Sunday, February 24, 2013

They're just not paying Gelman's preferred currency -- the odd economics of access

This post from Andrew Gelman on a truly bad graph and this story from NPR had a common element that caught my eye, partly because I've been thinking about the role connections play in careers and economic mobility.

Here's the relevant passage from Gelman:
All ugliness aside, this reminds me of a story that I haven’t had a chance to share . . . until now. The bit on the above infographic about “C-level execs” reminds me of something that happened a couple years ago, when I was invited to speak at an event, “called “The 2012 Election: Predicted Outcomes and Implications for Your Business,” for “an association of C-suite executives.” I responded that I was interested and told them my fee, to which they responded:

"I am glad to hear that you are interested in this opportunity. However, we don’t compensate speakers as we find that most are interested in the opportunity to be in front of a room full of high quality C-suite executives."

Is that for real? I speak to all sorts of people for free (for example, I just spoke last month at a datatviz meetup), but I was surprised to hear that an association of business executives weren’t planning to pay. So I declined. I say this not to imply that I’m some sort of anti-corporate crusader (after all, I would’ve been happy to talk for pay!) but to express my bafflement at the whole “C-level executive” thing. What’s going on with that?
And here's the opening of the NPR story:
CNBC is far and away the television ratings leader in the financial cable news business. Now, evidence arrives that its executives, producers and reporters are going to great lengths to maintain its status.

The channel has adopted a policy that prohibits guests from appearing on rival channels amid breaking news if they want to be seen by CNBC's larger audience.
In both cases, it seems that the party providing the service is, in a sense, paying the party receiving it. The Chief ____ Officers would receive actionable business intelligence; CNBC would receive valuable on-air talent. You would expect the recipients to try to compensate for these services either directly on indirectly. Instead the company in the first anecdote insists on getting for free what would normally be a well compensated service while CNBC actually puts additional demands and restrictions on the people providing the free service.

Of course, that's not what's going on, at least not most of the time. While Gelman really was a researcher who was offering to present findings of potential value to a company, most similar presentations are actually sales pitches. I'm going to be a bit vague here because I'm currently working in the corporate world, but without naming names, tremendous amounts of capital is drained from American businesses every year by researchers with a slick HBR paper, an inspirational story and a new set of buzz-words.

If you can get a C-level executive interested in your product you can charge obscene amounts of money for years. Better yet, the metrics for success are ill-defined to nonexistent. The only real barrier to becoming the next Tom Peters is access to someone at or near the top of a company. It's easy to understand why companies think they can get research presented for free.*

Something similar is going on in the CNBC example. The majority of the people interviewed on CNBC are either selling something -- a book, some stocks, themselves -- or are building and maintaining a brand. Doing these things requires getting access to large numbers of people. You could manage this by buying advertising (most effectively on a targeted platform like CNBC) but ads are expensive and, even before TiVo they were often avoided either through channel surfing or, before the remote, simply leaving the room for a snack or a bathroom break.
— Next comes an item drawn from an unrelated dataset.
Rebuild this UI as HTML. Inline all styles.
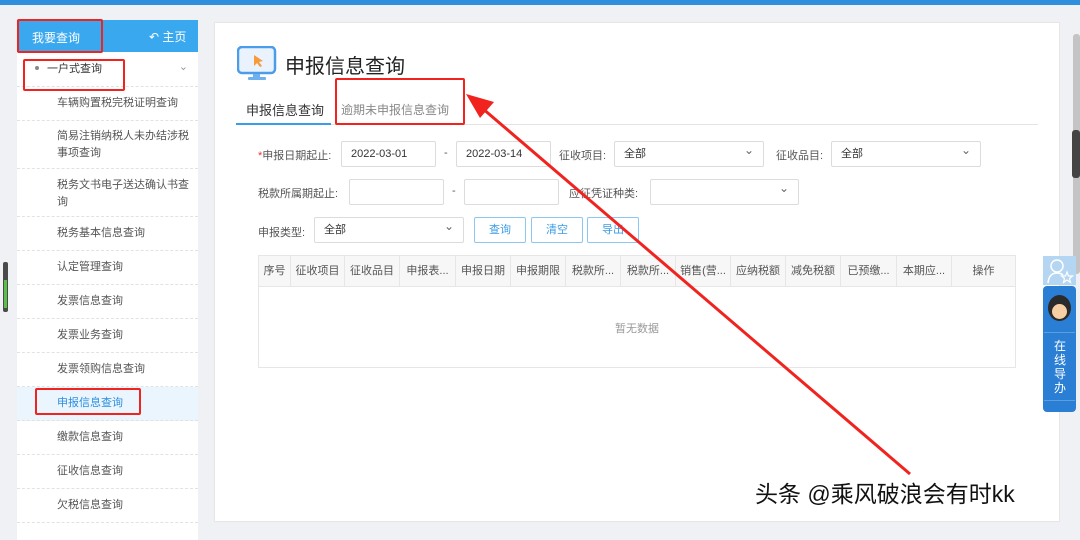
<!DOCTYPE html>
<html><head><meta charset="utf-8"><style>
*{margin:0;padding:0;box-sizing:border-box}
body{width:1080px;height:519px;overflow:hidden;background:#f0f1f4;font-family:"Liberation Sans","Noto Sans CJK SC",sans-serif;position:relative;color:#333}
.abs{position:absolute}
.top{left:0;top:0;width:1080px;height:5px;background:#2f8fdc}
.side{left:17px;top:20px;width:181px;height:520px;background:#fff}
.shead{left:17px;top:20px;width:181px;height:32px;background:#3aa8ef;color:#fff;font-size:12px}
.item{position:absolute;left:17px;width:181px;border-bottom:1px dashed #e2e2e2;font-size:11px;color:#555;padding-left:40px;line-height:17px}
.main{left:214px;top:22px;width:846px;height:500px;background:#fff;border:1px solid #e6e6e6}
.lbl{font-size:11px;color:#555}
.inp{position:absolute;border:1px solid #dcdcdc;border-radius:2px;height:26px;background:#fff;font-size:11px;line-height:24px;padding-left:9px;color:#333}
.sel:after{content:"⌄";position:absolute;right:9px;top:-4px;font-size:12px;color:#666}
.btn{position:absolute;border:1px solid #8cc7f2;border-radius:2px;height:26px;width:52px;text-align:center;line-height:24px;font-size:11px;color:#3b9de6;background:#fff}
.th{position:absolute;top:256px;height:31px;line-height:31px;font-size:11px;color:#555;text-align:center;border-right:1px solid #e6e6e6;white-space:nowrap}
.red{position:absolute;border:2px solid #f0231e;border-radius:2px}
</style></head><body>
<div class="abs top"></div>
<div class="abs side"></div>
<div class="abs shead"><span class="abs" style="left:15px;top:9px">我要查询</span><span class="abs" style="left:132px;top:8px">&#x21B6; 主页</span></div>
<div class="item" style="top:53px;height:34px;padding-left:30px;line-height:33px;color:#333">
<span style="position:absolute;left:18px;top:13px;width:4px;height:4px;border-radius:2px;background:#888"></span>一户式查询<span style="position:absolute;right:10px;top:-2px;color:#999">⌄</span></div>
<div class="item" style="top:87px;height:34px;line-height:33px">车辆购置税完税证明查询</div>
<div class="item" style="top:121px;height:48px;padding-top:7px">简易注销纳税人未办结涉税<br>事项查询</div>
<div class="item" style="top:169px;height:48px;padding-top:8px">税务文书电子送达确认书查<br>询</div>
<div class="item" style="top:217px;height:34px;line-height:33px">税务基本信息查询</div>
<div class="item" style="top:251px;height:34px;line-height:33px">认定管理查询</div>
<div class="item" style="top:285px;height:34px;line-height:33px">发票信息查询</div>
<div class="item" style="top:319px;height:34px;line-height:33px">发票业务查询</div>
<div class="item" style="top:353px;height:34px;line-height:33px">发票领购信息查询</div>
<div class="item" style="top:387px;height:34px;line-height:33px;background:#eaf5fd;color:#2d8ee0">申报信息查询</div>
<div class="item" style="top:421px;height:34px;line-height:33px">缴款信息查询</div>
<div class="item" style="top:455px;height:34px;line-height:33px">征收信息查询</div>
<div class="item" style="top:489px;height:34px;line-height:33px">欠税信息查询</div>

<div class="abs main"></div>
<svg class="abs" style="left:237px;top:46px" width="40" height="36"><rect x="1" y="1" width="37" height="26" rx="4" fill="#eaf3fd" stroke="#4b9de9" stroke-width="2.5"/><path d="M17 9 L17 20 L20 17 L23 21 L25 20 L22 16 L26 15 Z" fill="#f79a3a"/><rect x="16" y="28" width="7" height="4" fill="#6fb0ef"/><rect x="11" y="31" width="18" height="3" rx="1" fill="#6fb0ef"/></svg>
<div class="abs" style="left:285px;top:50px;font-size:20px;color:#222">申报信息查询</div>
<div class="abs" style="left:236px;top:124px;width:802px;height:1px;background:#e4e4e4"></div>
<div class="abs" style="left:236px;top:123px;width:95px;height:2px;background:#3b9de6"></div>
<div class="abs" style="left:246px;top:100px;font-size:13px;color:#333">申报信息查询</div>
<div class="abs" style="left:341px;top:101px;font-size:12px;color:#888">逾期未申报信息查询</div>

<div class="abs lbl" style="left:258px;top:147px"><span style="color:#e33">*</span>申报日期起止:</div>
<div class="inp" style="left:341px;top:141px;width:95px">2022-03-01</div>
<div class="abs lbl" style="left:444px;top:147px">-</div>
<div class="inp" style="left:456px;top:141px;width:95px">2022-03-14</div>
<div class="abs lbl" style="left:559px;top:147px">征收项目:</div>
<div class="inp sel" style="left:614px;top:141px;width:150px">全部</div>
<div class="abs lbl" style="left:776px;top:147px">征收品目:</div>
<div class="inp sel" style="left:831px;top:141px;width:150px">全部</div>

<div class="abs lbl" style="left:258px;top:185px">税款所属期起止:</div>
<div class="inp" style="left:349px;top:179px;width:95px"></div>
<div class="abs lbl" style="left:452px;top:185px">-</div>
<div class="inp" style="left:464px;top:179px;width:95px"></div>
<div class="abs lbl" style="left:569px;top:185px">应征凭证种类:</div>
<div class="inp sel" style="left:650px;top:179px;width:149px"></div>

<div class="abs lbl" style="left:258px;top:224px">申报类型:</div>
<div class="inp sel" style="left:314px;top:217px;width:150px">全部</div>
<div class="btn" style="left:474px;top:217px">查询</div>
<div class="btn" style="left:531px;top:217px">清空</div>
<div class="btn" style="left:587px;top:217px">导出</div>

<div class="abs" style="left:258px;top:255px;width:758px;height:113px;border:1px solid #e6e6e6"></div>
<div class="abs" style="left:259px;top:256px;width:756px;height:31px;background:#f7f7f7;border-bottom:1px solid #e6e6e6"></div>
<div class="th" style="left:259px;width:32px">序号</div>
<div class="th" style="left:291px;width:54px">征收项目</div>
<div class="th" style="left:345px;width:55px">征收品目</div>
<div class="th" style="left:400px;width:56px">申报表...</div>
<div class="th" style="left:456px;width:55px">申报日期</div>
<div class="th" style="left:511px;width:55px">申报期限</div>
<div class="th" style="left:566px;width:55px">税款所...</div>
<div class="th" style="left:621px;width:55px">税款所...</div>
<div class="th" style="left:676px;width:55px">销售(营...</div>
<div class="th" style="left:731px;width:55px">应纳税额</div>
<div class="th" style="left:786px;width:55px">减免税额</div>
<div class="th" style="left:841px;width:56px">已预缴...</div>
<div class="th" style="left:897px;width:55px">本期应...</div>
<div class="th" style="left:952px;width:63px;border-right:none">操作</div>
<div class="abs" style="left:615px;top:320px;font-size:11px;color:#999">暂无数据</div>

<div class="abs" style="left:1073px;top:34px;width:7px;height:240px;background:#c4c4c4;border-radius:3px"></div>
<div class="abs" style="left:1072px;top:130px;width:8px;height:48px;background:#444;border-radius:3px"></div>
<div class="abs" style="left:3px;top:262px;width:5px;height:50px;background:#4a4a4a;border-radius:2px"></div>
<div class="abs" style="left:4px;top:280px;width:3px;height:28px;background:#5cbf4a"></div>

<div class="abs" style="left:1043px;top:256px;width:33px;height:29px;background:#b5d6f3"></div>
<svg class="abs" style="left:1046px;top:257px" width="28" height="27"><circle cx="11" cy="9" r="6" fill="none" stroke="#fff" stroke-width="1.5"/><path d="M2 26 Q3 16 11 16 Q15 16 17 18" fill="none" stroke="#fff" stroke-width="1.5"/><path d="M21 15 L22.5 19 L26.5 19 L23.5 21.5 L24.5 25.5 L21 23 L17.5 25.5 L18.5 21.5 L15.5 19 L19.5 19 Z" fill="none" stroke="#fff" stroke-width="1.2"/></svg>
<div class="abs" style="left:1043px;top:286px;width:33px;height:126px;background:#2a7fd4;border-radius:4px"></div>
<div class="abs" style="left:1048px;top:295px;width:23px;height:26px;border-radius:50%;background:#2b2b2b"></div>
<div class="abs" style="left:1052px;top:304px;width:15px;height:15px;border-radius:50%;background:#f6d0a4"></div>
<div class="abs" style="left:1044px;top:332px;width:31px;height:1px;background:#5b9fe0"></div>
<div class="abs" style="left:1053px;top:339px;width:14px;font-size:12px;line-height:14px;color:#fff;text-align:center">在线导办</div>
<div class="abs" style="left:1044px;top:400px;width:31px;height:1px;background:#5b9fe0"></div>

<div class="red" style="left:17px;top:19px;width:86px;height:34px"></div>
<div class="red" style="left:23px;top:59px;width:102px;height:32px"></div>
<div class="red" style="left:35px;top:388px;width:106px;height:27px"></div>
<div class="red" style="left:335px;top:78px;width:130px;height:47px"></div>
<svg class="abs" style="left:0;top:0" width="1080" height="519"><line x1="910" y1="474" x2="482" y2="108" stroke="#f0231e" stroke-width="3"/><path d="M466 94 L494 102 L480 118 Z" fill="#f0231e"/></svg>

<div class="abs" style="left:755px;top:475px;font-size:23px;color:#111;text-shadow:1px 1px 0 #fff,-1px -1px 0 #fff">头条 @乘风破浪会有时kk</div>
</body></html>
Getting your access as part of regular programming and having it labeled as news is a far better way of doing things. You can why the interviewees would put up with restrictions.

This does, of course, raise questions about conflict of interest and journalistic integrity, but that's a topic for another post.



* This still leaves unexplained why executives would want to, as Gelman points out in this comment, waste their time with inferior speakers to avoid paying a relatively trivial amount of money. Thoughts on that will have to wait for an upcoming post.

UPDATE: This comment from Felix Salmon throws some amusing light on an event similar to the one in Gelman's anecdote.